Feinberg selbst schreibt, dass die im Roman dargestellte (sexualisierte) Gewalt weder überflüssig noch anzüglich sei – doch sie ist allgegenwertig. Um ihr Überleben zu sichern, entscheidet sich Jess, männliche Hormone zu nehmen und sich einer Mastektomie zu unterziehen. Erst viele Jahre später wird sie aufhören, sich regelmäßig die Hormone zu spritzen. Was wie eine der Geschichten klingt, die Konservative ausschlachten, um trans Menschen ihr Existenzrecht abzusprechen, ist viel mehr die Geschichte einer Befreiung und des Erkundens. Dieser Wandel, der heutzutage viel zu schnell als Detransition verschrien ist, zeigt Geschlecht nicht als geradlinigen Weg von A nach B, sondern als Erforschen der Zwischenräume, ein Suchen und Tasten, das keine Reue kennt. Schon vor 30 Jahren war Stone Butch Blues mutig genug, dass es sich für kein entweder/oder-Szenario entscheiden wollte.
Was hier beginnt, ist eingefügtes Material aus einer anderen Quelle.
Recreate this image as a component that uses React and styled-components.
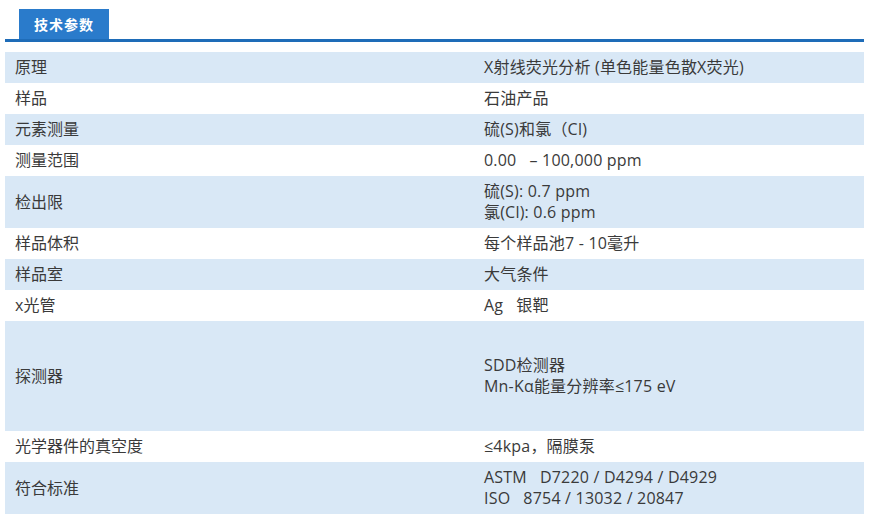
import React from "react";
import styled, { createGlobalStyle } from "styled-components";

const GlobalStyle = createGlobalStyle`
    body {
        margin: 0;
        background: #ffffff;
        font-family: "Open Sans", "Noto Sans CJK SC", sans-serif;
    }
`;

const Page = styled.div`
    padding: 9px 5px 0 5px;
    width: 859px;
`;

const TabBar = styled.div`
    display: flex;
    padding-left: 14px;
    border-bottom: 3px solid #1e6cb8;
    margin-bottom: 10px;
`;

const Tab = styled.div`
    width: 90px;
    height: 30px;
    display: flex;
    align-items: center;
    justify-content: center;
    background-color: #2a7bcb;
    color: #ffffff;
    font-family: "Noto Sans CJK SC", sans-serif;
    font-weight: 700;
    font-size: 14px;
    letter-spacing: 1px;
`;

const Table = styled.div`
    display: flex;
    flex-direction: column;
`;

const Row = styled.div`
    display: grid;
    grid-template-columns: 469px 1fr;
    align-items: center;
    min-height: ${props => props.height || 31}px;
    background-color: ${props => props.shaded ? "#d9e8f6" : "#ffffff"};
`;

const Cell = styled.div`
    padding: 5px 10px;
    font-size: 16px;
    line-height: 21px;
    color: #3a3a3a;
    white-space: pre-wrap;
    letter-spacing: ${props => props.value ? "0.2px" : "0"};
`;

const specs = [
    ["原理", ["X射线荧光分析 (单色能量色散X荧光)"]],
    ["样品", ["石油产品"]],
    ["元素测量", ["硫(S)和氯（Cl)"]],
    ["测量范围", ["0.00   – 100,000 ppm"]],
    ["检出限", ["硫(S): 0.7 ppm", "氯(Cl): 0.6 ppm"]],
    ["样品体积", ["每个样品池7 - 10毫升"]],
    ["样品室", ["大气条件"]],
    ["x光管", ["Ag   银靶"]],
    ["探测器", ["SDD检测器", "Mn-Kα能量分辨率≤175 eV"], 110],
    ["光学器件的真空度", ["≤4kpa，隔膜泵"]],
    ["符合标准", ["ASTM   D7220 / D4294 / D4929", "ISO   8754 / 13032 / 20847"]],
];

const App = () => {
    return (
        <Page>
            <GlobalStyle />
            <TabBar>
                <Tab>技术参数</Tab>
            </TabBar>
            <Table>
                {specs.map(([name, lines, height], i) => (
                    <Row key={name} shaded={i % 2 === 0} height={height}>
                        <Cell>{name}</Cell>
                        <Cell value>
                            {lines.map(line => (
                                <div key={line}>{line}</div>
                            ))}
                        </Cell>
                    </Row>
                ))}
            </Table>
        </Page>
    );
};

export default App;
Man kann dem Roman eine Menge vorwerfen, dass er zu lang ist und gleichzeitig zu viel auf einmal erreichen will, seine klischeehafte Prosa und seine oft zu blasse Figurenzeichnung – und doch vergibt man dem Text all diese Schwächen, weil Feinberg doch etwas Anderes, etwas viel Wichtigeres schafft: das Streben nach Freiheit und die kompromisslose Suche nach einem authentischen Ich seiner Figur Jess stets greifbar zu machen. Stone Butch Blues ist wie die besten Klassiker so frustrierend wie erhellend, überholt und doch modern, vertraut und doch wegweisend.
Neben Stone Butch Blues hat Leslie Feinberg ebenso die Sachbücher Transgender Warriors: Making History from Joan of Arc to Dennis Rodman und Trans Liberation: Beyond Pink or Blue geschrieben. Feinbergs Texte waren wegweisend für die Gender und Queer Studies. “ Feinbergs letzte Worte sollen „Remember me as a revolutionary communist.“ gewesen sein, entsprechend hat Feinberg die Rechte an Stone Butch Blues erworben und eine kostenfreie PDF des Romans auf der offiziellen Webseite zur Verfügung gestellt.